2010-08-20 Thread Peter Lind
On 20 August 2010 17:10, Andy McKenzie  wrote:
> Hey everyone,
>
>  I'm really not sure what's going on here:  basically, the bitwise
> NOT operator seems to simply not work.  Here's an example of what I
> see.
>
> Script
>
> $ cat bintest2.php
>
> 
> $bin = 2;
> $notbin = ~$bin;
>
> echo "Bin: " . decbin($bin) . "  !bin:  " . decbin($notbin) . "\n";
> echo "Bin: $bin  !bin:  $notbin\n";
>
>
> ?>
> =
>
>
> Output
>
> $ php bintest2.php
> Bin: 10  !bin:  1101
> Bin: 2  !bin:  -3
>
> =
>
>
> Obviously that's not the expected response.  I expect to get something
> more like this:
>
> Bin: 10  !bin:  01
> Bin: 2  !bin:  1
>
>
> Can anyone shed some light on this for me?  The server is running an
> old version of OpenSUSE, and php --version returns:
>

You probably need to read up on computer architechture and CS theory -
the ~ operator works fine, your understanding does not. What you're
looking at is the following:

$bin = 2 = 0010 (64 bit number)
~$bin = ~2 = -3 = 1101 (the inverse of the above)

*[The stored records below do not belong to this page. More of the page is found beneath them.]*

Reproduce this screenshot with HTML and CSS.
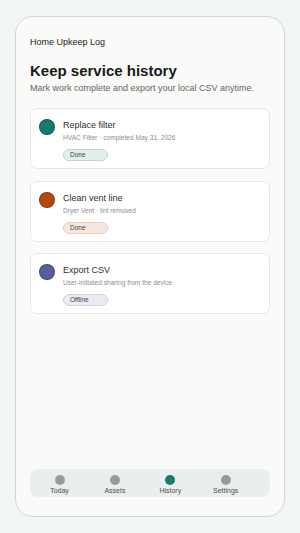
FILE: index.html
```html
<!DOCTYPE html>
<html lang="en">
<head>
    <meta charset="UTF-8">
    <meta name="viewport" content="width=device-width, initial-scale=1.0">
    <title>Home Upkeep Log</title>
    <link rel="stylesheet" href="styles.css">
</head>
<body>
    <!-- phone frame -->
    <div class="phone">
        <div class="app-name">Home Upkeep Log</div>
        <h1 class="page-title">Keep service history</h1>
        <p class="page-sub">Mark work complete and export your local CSV anytime.</p>

        <div class="card-list">
            <div class="card">
                <span class="dot dot-teal"></span>
                <div class="card-body">
                    <div class="card-title">Replace filter</div>
                    <div class="card-meta">HVAC Filter · completed May 31, 2026</div>
                    <span class="badge badge-teal">Done</span>
                </div>
            </div>
            <div class="card">
                <span class="dot dot-rust"></span>
                <div class="card-body">
                    <div class="card-title">Clean vent line</div>
                    <div class="card-meta">Dryer Vent · lint removed</div>
                    <span class="badge badge-rust">Done</span>
                </div>
            </div>
            <div class="card">
                <span class="dot dot-indigo"></span>
                <div class="card-body">
                    <div class="card-title">Export CSV</div>
                    <div class="card-meta">User-initiated sharing from the device</div>
                    <span class="badge badge-indigo">Offline</span>
                </div>
            </div>
        </div>

        <!-- bottom tabs -->
        <div class="tabbar">
            <div class="tab"><span class="tab-dot"></span>Today</div>
            <div class="tab"><span class="tab-dot"></span>Assets</div>
            <div class="tab tab-active"><span class="tab-dot"></span>History</div>
            <div class="tab"><span class="tab-dot"></span>Settings</div>
        </div>
    </div>
</body>
</html>
```

FILE: styles.css
```css
body{
    margin: 0;
    background-color: #f1f5f4;
    font-family: "Liberation Sans", Arial, sans-serif;
}

.phone{
    width: 270px;
    height: 501px;
    margin: 16px 0 0 15px;
    box-sizing: border-box;
    border: 1px solid #cdd8d4;
    border-radius: 18px;
    background-color: #fafaf8;
    padding: 19px 14px 19px 14px;
    display: flex;
    flex-direction: column;
}

.app-name{
    font-size: 9px;
    color: #1e2422;
    line-height: 12px;
}

.page-title{
    margin: 13px 0 0 0;
    font-size: 15px;
    font-weight: bold;
    color: #161a19;
    line-height: 20px;
}

.page-sub{
    margin: 1px 0 0 0;
    font-size: 9px;
    color: #5f6866;
    line-height: 12px;
}

.card-list{
    margin-top: 14px;
    display: flex;
    flex-direction: column;
    gap: 11.5px;
}

.card{
    height: 61px;
    box-sizing: border-box;
    border: 1px solid #e3e8e6;
    border-radius: 7px;
    background-color: #ffffff;
    padding: 10px 8px;
    display: flex;
    gap: 8px;
}

.dot{
    width: 16px;
    height: 16px;
    border-radius: 50%;
    flex-shrink: 0;
    box-sizing: border-box;
    border: 1px solid rgba(0,0,0,0.25);
}

.dot-teal{ background-color: #177a6f; }
.dot-rust{ background-color: #b5460e; }
.dot-indigo{ background-color: #5b5d9b; }

.card-body{
    display: flex;
    flex-direction: column;
    align-items: flex-start;
}

.card-title{
    font-size: 9px;
    color: #2b302f;
    line-height: 13px;
}

.card-meta{
    margin-top: 1px;
    font-size: 6.6px;
    color: #8a918f;
    line-height: 9px;
}

.badge{
    margin-top: 7px;
    width: 45px;
    height: 12px;
    box-sizing: border-box;
    border-radius: 6px;
    border: 1px solid;
    font-size: 6.5px;
    line-height: 10px;
    padding-left: 6px;
    color: #3a403e;
}

.badge-teal{ background-color: #e2efed; border-color: #bcd7d2; }
.badge-rust{ background-color: #f8e7e0; border-color: #eccbbd; }
.badge-indigo{ background-color: #ebebf2; border-color: #cfd0dd; }

.tabbar{
    margin-top: auto;
    height: 28px;
    border-radius: 8px;
    background-color: #e9efed;
    display: flex;
    padding-left: 9.5px;
    gap: 15.4px;
}

.tab{
    width: 40px;
    display: flex;
    flex-direction: column;
    align-items: center;
    padding-top: 6px;
    font-size: 7px;
    line-height: 9px;
    color: #4a504e;
}

.tab-dot{
    width: 10px;
    height: 10px;
    border-radius: 50%;
    background-color: #959c9a;
    margin-bottom: 1px;
}

.tab-active .tab-dot{
    background-color: #177a6f;
}
```
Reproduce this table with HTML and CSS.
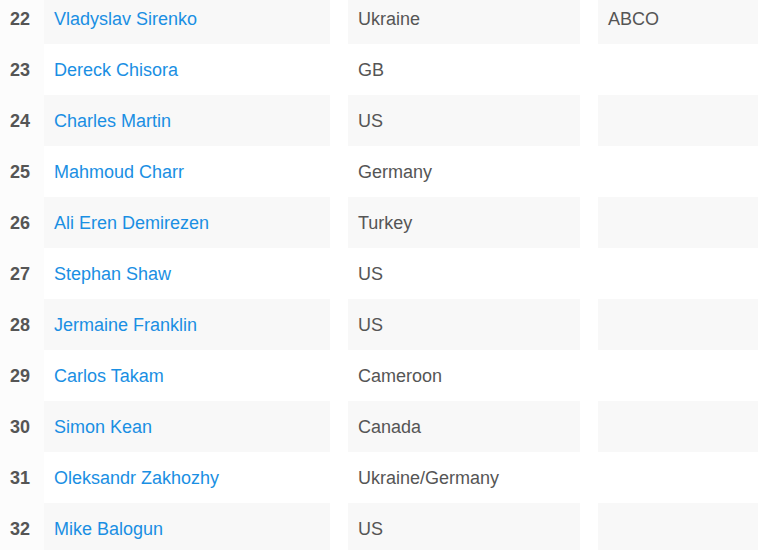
FILE: index.html
```html
<!DOCTYPE html>
<html>
<head>
<meta charset="utf-8">
<link rel="stylesheet" href="styles.css">
</head>
<body>
<div class="table">
  <div class="row alt"><div class="num">22</div><div class="name"><a href="#">Vladyslav Sirenko</a></div><div class="country">Ukraine</div><div class="org">ABCO</div></div>
  <div class="row"><div class="num">23</div><div class="name"><a href="#">Dereck Chisora</a></div><div class="country">GB</div><div class="org"></div></div>
  <div class="row alt"><div class="num">24</div><div class="name"><a href="#">Charles Martin</a></div><div class="country">US</div><div class="org"></div></div>
  <div class="row"><div class="num">25</div><div class="name"><a href="#">Mahmoud Charr</a></div><div class="country">Germany</div><div class="org"></div></div>
  <div class="row alt"><div class="num">26</div><div class="name"><a href="#">Ali Eren Demirezen</a></div><div class="country">Turkey</div><div class="org"></div></div>
  <div class="row"><div class="num">27</div><div class="name"><a href="#">Stephan Shaw</a></div><div class="country">US</div><div class="org"></div></div>
  <div class="row alt"><div class="num">28</div><div class="name"><a href="#">Jermaine Franklin</a></div><div class="country">US</div><div class="org"></div></div>
  <div class="row"><div class="num">29</div><div class="name"><a href="#">Carlos Takam</a></div><div class="country">Cameroon</div><div class="org"></div></div>
  <div class="row alt"><div class="num">30</div><div class="name"><a href="#">Simon Kean</a></div><div class="country">Canada</div><div class="org"></div></div>
  <div class="row"><div class="num">31</div><div class="name"><a href="#">Oleksandr Zakhozhy</a></div><div class="country">Ukraine/Germany</div><div class="org"></div></div>
  <div class="row alt"><div class="num">32</div><div class="name"><a href="#">Mike Balogun</a></div><div class="country">US</div><div class="org"></div></div>
</div>
</body>
</html>
```
FILE: styles.css
```css
html, body {
  margin: 0;
  padding: 0;
  background: #ffffff;
  overflow: hidden;
}
body {
  font-family: "Liberation Sans", Arial, sans-serif;
  font-size: 18px;
  color: #555555;
}
.table {
  margin-top: -7px;
  display: flex;
  flex-direction: column;
}
.row {
  display: flex;
  height: 51px;
}
.row > div {
  display: flex;
  align-items: center;
  padding-left: 10px;
  padding-top: 2px;
  box-sizing: border-box;
  height: 51px;
}
.num {
  width: 44px;
  flex: none;
  background: #fcfcfc;
  font-weight: bold;
  color: #555555;
}
.name {
  width: 286px;
  flex: none;
}
.name a {
  color: #1a8fe3;
  text-decoration: none;
}
.country {
  width: 232px;
  flex: none;
  margin-left: 18px;
}
.org {
  flex: 1;
  margin-left: 18px;
}
.row.alt .name,
.row.alt .country,
.row.alt .org {
  background: #f8f8f8;
}
```
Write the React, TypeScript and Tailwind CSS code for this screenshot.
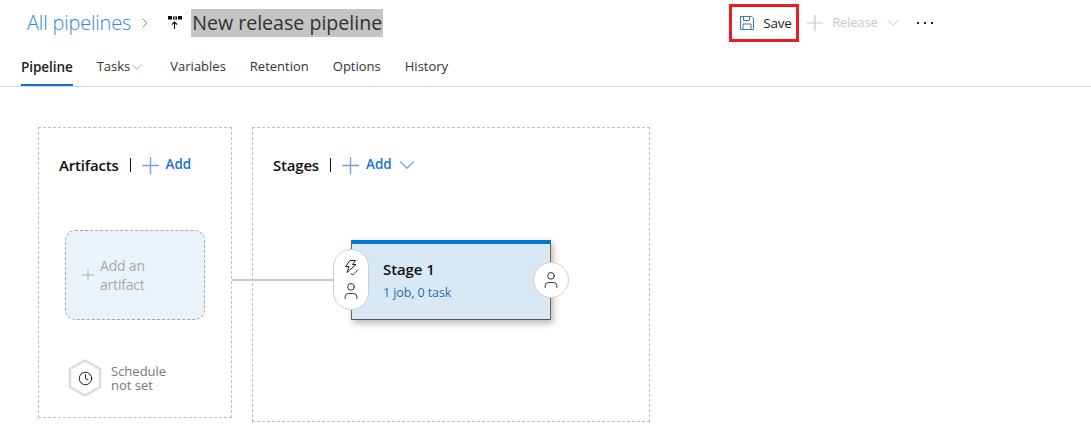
import { ChevronDown, ChevronRight, Clock, Plus, User } from "lucide-react";

const font = "font-['Open_Sans','Noto_Sans',sans-serif]";

function Tab({ label, active, chevron }: { label: string; active?: boolean; chevron?: boolean }) {
  return (
    <div
      className={`flex h-[40px] items-center border-b-2 pt-[4px] ${
        active ? "border-[#0078d4] text-[13.600px] font-semibold tracking-[-0.1px] text-[#222]" : "border-transparent text-[13px] text-[#333]"
      }`}
    >
      {label}
      {chevron && <ChevronDown className="ml-[-2px] h-[18px] w-[18px] text-[#999]" strokeWidth={1.1} />}
    </div>
  );
}

function PipelineIcon() {
  return (
    <svg width="16" height="16" viewBox="0 0 16 16" className="mr-[8px]">
      <rect x="1" y="1" width="4" height="3.500" fill="#111" />
      <rect x="6.500" y="2" width="3" height="2" fill="none" stroke="#111" strokeWidth="1" />
      <rect x="11" y="1" width="4" height="3.500" fill="#111" />
      <path d="M7.500 14V7M5 9.500l2.500-2.500L10 9.500" fill="none" stroke="#111" strokeWidth="1.100" />
    </svg>
  );
}

function SaveIcon() {
  return (
    <svg width="16" height="16" viewBox="0 0 16 16" fill="none">
      <path d="M1.500 1.500h11l2 2v11h-13z" stroke="#2a7fd0" strokeWidth="1" />
      <path d="M4.500 1.500v4h6v-4" stroke="#5a6f86" strokeWidth="1" />
      <path d="M4 14.500v-5.500h8v5.500" stroke="#5a6f86" strokeWidth="1" />
    </svg>
  );
}

function TriggerIcon() {
  return (
    <svg width="18" height="18" viewBox="0 0 18 18" fill="none" stroke="#222" strokeWidth="1">
      <path d="M8 1.500h5.500l-3 4h3.500L5 13.500l2-6H3.500z" />
      <path d="M8.500 14.500l2.500 1.500 5-5.500" stroke="#444" />
    </svg>
  );
}

function SectionTitle({ title, chevron }: { title: string; chevron?: boolean }) {
  return (
    <div className="flex h-[18px] items-center">
      <span className="text-[15px] font-semibold leading-none tracking-[-0.2px] text-[#111]">{title}</span>
      <span className="ml-[11px] h-[14px] w-[1px] bg-[#111]" />
      <Plus className="ml-[6px] h-[27px] w-[27px] text-[#6f9fdc]" strokeWidth={1.2} />
      <span className="ml-[2px] text-[13.500px] font-semibold leading-none text-[#1b74cc]">Add</span>
      {chevron && <ChevronDown className="ml-[2px] h-[26px] w-[26px] text-[#7aa6da]" strokeWidth={1.1} />}
    </div>
  );
}

export default function App() {
  return (
    <div className={`h-[441px] w-[1091px] overflow-hidden bg-white ${font}`}>
      <div className="flex h-[46px] items-center pl-[27px]">
        <span className="text-[20px] font-light tracking-[-0.2px] text-[#2f8ad8]">All pipelines</span>
        <ChevronRight className="ml-[6px] mr-[14px] h-[16px] w-[16px] text-[#777]" strokeWidth={1.2} />
        <PipelineIcon />
        <span className="bg-[#c4c4c4] px-[1px] text-[19.600px] leading-[28px] text-[#333]">New release pipeline</span>
        <div className="ml-[346px] flex h-[38px] w-[70px] items-center gap-[8px] border-[3px] border-[#ec1c24] pl-[7px] text-[13.500px] tracking-[-0.2px] text-[#222]">
          <SaveIcon />
          Save
        </div>
        <div className="ml-[3px] flex items-center text-[#c8c8c8]">
          <Plus className="h-[26px] w-[26px]" strokeWidth={1.1} />
          <span className="ml-[4px] text-[13px] tracking-[-0.2px]">Release</span>
          <ChevronDown className="ml-[5px] h-[20px] w-[20px]" strokeWidth={1.2} />
        </div>
        <div className="ml-[14px] flex gap-[5px]">
          <span className="h-[2px] w-[2px] bg-[#222]" />
          <span className="h-[2px] w-[2px] bg-[#222]" />
          <span className="h-[2px] w-[2px] bg-[#222]" />
        </div>
      </div>

      <div className="flex h-[41px] items-end gap-[24px] border-b border-[#d8d8d8] pl-[21px]">
        <Tab label="Pipeline" active />
        <Tab label="Tasks" chevron />
        <Tab label="Variables" />
        <Tab label="Retention" />
        <Tab label="Options" />
        <Tab label="History" />
      </div>

      <div className="relative flex items-start gap-[20px] pl-[38px] pt-[40px]">
        {/* connector between the artifact box and the stage card */}
        <div className="absolute left-[232px] top-[192px] h-[2px] w-[104px] bg-[#c8c8c8]" />

        <div className="flex h-[291px] w-[194px] flex-col border border-dashed border-[#bdbdbd] pl-[20px] pt-[28px]">
          <SectionTitle title="Artifacts" />
          <div className="ml-[6px] mt-[56px] flex h-[90px] w-[140px] items-center rounded-[10px] border border-dashed border-[#a8a8a8] bg-[#ebf3fa] pl-[13px]">
            <Plus className="h-[18px] w-[18px] text-[#a9a9a9]" strokeWidth={1.2} />
            <span className="ml-[3px] text-[14px] leading-[19px] tracking-[-0.2px] text-[#a9a9a9]">
              Add an
              <br />
              artifact
            </span>
          </div>
          <div className="ml-[9px] mt-[39px] flex items-center">
            <div className="relative flex h-[38px] w-[34px] items-center justify-center">
              <svg width="34" height="38" viewBox="0 0 34 38" className="absolute inset-0">
                <path d="M17 1.500L32 10v18L17 36.500 2 28V10z" fill="#fff" stroke="#dcdcdc" strokeWidth="2.500" />
              </svg>
              <Clock className="relative h-[15px] w-[15px] text-[#111]" strokeWidth={1.5} />
            </div>
            <span className="ml-[9px] text-[13px] leading-[14px] text-[#777]">
              Schedule
              <br />
              not set
            </span>
          </div>
        </div>

        <div className="h-[295px] w-[398px] border border-dashed border-[#bdbdbd] pl-[20px] pt-[28px]">
          <SectionTitle title="Stages" chevron />
          <div className="relative ml-[78px] mt-[66px] h-[80px] w-[200px] border-x border-b border-x-[#666] border-b-[#555] border-t-[4px] border-t-[#0078d4] bg-[#d8e8f5] pl-[31px] pt-[15px] shadow-[2px_3px_7px_rgba(0,0,0,0.3)]">
            <div className="text-[15px] font-semibold leading-[20px] tracking-[-0.1px] text-[#111]">Stage 1</div>
            <div className="mt-[6px] text-[12.500px] leading-[16px] tracking-[-0.1px] text-[#2b6ea8]">1 job, 0 task</div>
            <div className="absolute left-[-19px] top-[5px] flex h-[61px] w-[36px] flex-col items-center justify-center gap-[4px] rounded-[18px] border border-[#d0d0d0] bg-white">
              <TriggerIcon />
              <User className="h-[20px] w-[20px] text-[#222]" strokeWidth={1.1} />
            </div>
            <div className="absolute right-[-19px] top-[18px] flex h-[36px] w-[36px] items-center justify-center rounded-full border border-[#d0d0d0] bg-white">
              <User className="h-[20px] w-[20px] text-[#222]" strokeWidth={1.1} />
            </div>
          </div>
        </div>
      </div>
    </div>
  );
}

Computers generally do not operate on a couple of bits from a byte -
they tend to operate on a byte, a word, a doubleword, etc (before any
nitpickers interrupt: sure, they can, but most operations don't).
Hence, you're not doing a not operation on just "10", you're doing it
on "0010". And as you are operating on a
signed int, you'll get a negative number out of the ~ operation
(seeing as you flipped the most significant bit).